Why are there no ordered dictionaries?

bonono at gmail.com bonono at gmail.com
Mon Nov 21 03:05:33 EST 2005


Fredrik Lundh wrote:
> bonono at gmail.com wrote:
>
> > Fredrik Lundh wrote:
> > > but you can easily generate an index when you need it:
> > >
> > >     index = dict(d)
> > >
> > >     name, type = index["pid"]
> > >     print name
> > >
> > > the index should take less than a microsecond to create, and since it
> > > points to the members of the original dict, it doesn't use much memory
> > > either...
> > >
> > Using the same logic, we don't need types other than string in a  DBMS
> > as we can always convert a string field into some other types when it
> > is needed.
>
> No, that's not the same logic.  The dict() in my example doesn't convert be-
> tween data types; it provides a new way to view an existing data structure.
> There's no parsing involved, nor any type guessing.  And given the use case,
> it's more than fast enough, and doesn't copy any data.
>
> If you think that's the same thing as parsing strings, you've completely missed
> the point.

Well, forget about the missing/not missing the point.

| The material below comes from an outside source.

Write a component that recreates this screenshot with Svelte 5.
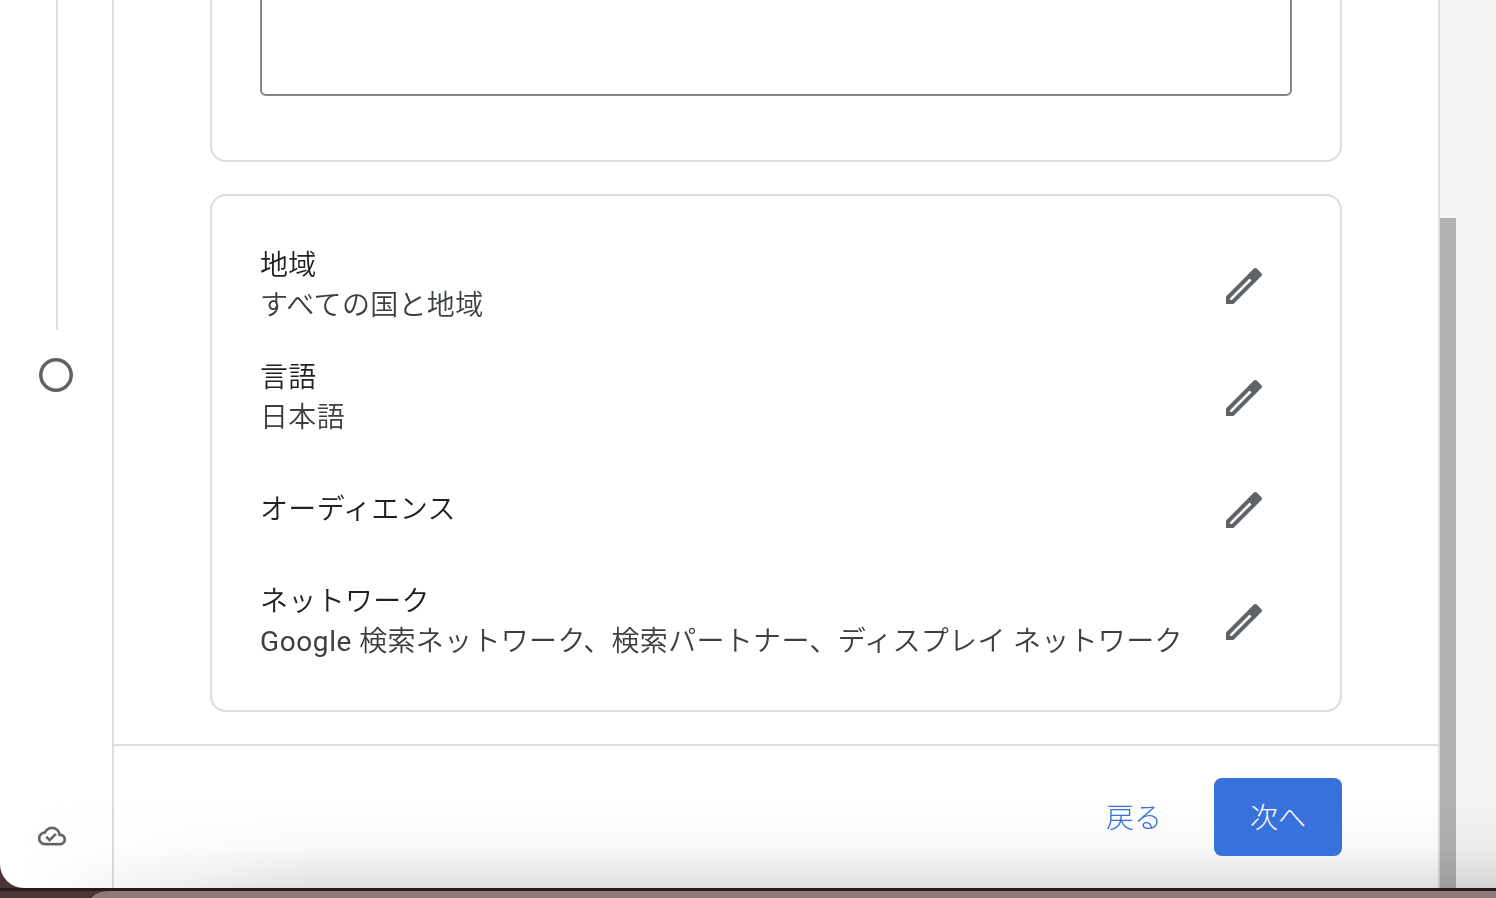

My point is, there are various of reasons why we need different data
types in an RDBMS, just the same as why we need list, dict. There is
nothing stop me from using a list as dict(just scan it till I find it),
why would I I create a dict(your new view of the same data) ? Coding
convenience, speed or whatever.

If I need the dict feature 90% of the time, and the list feature 10% of
the time. I want an ordered dict. Rather than a list and create this
new view every time and every where I want to use it as a dict.

parsing or not parsing is not the point, and parsing/converting is
still "create a new view" of an existing data structure.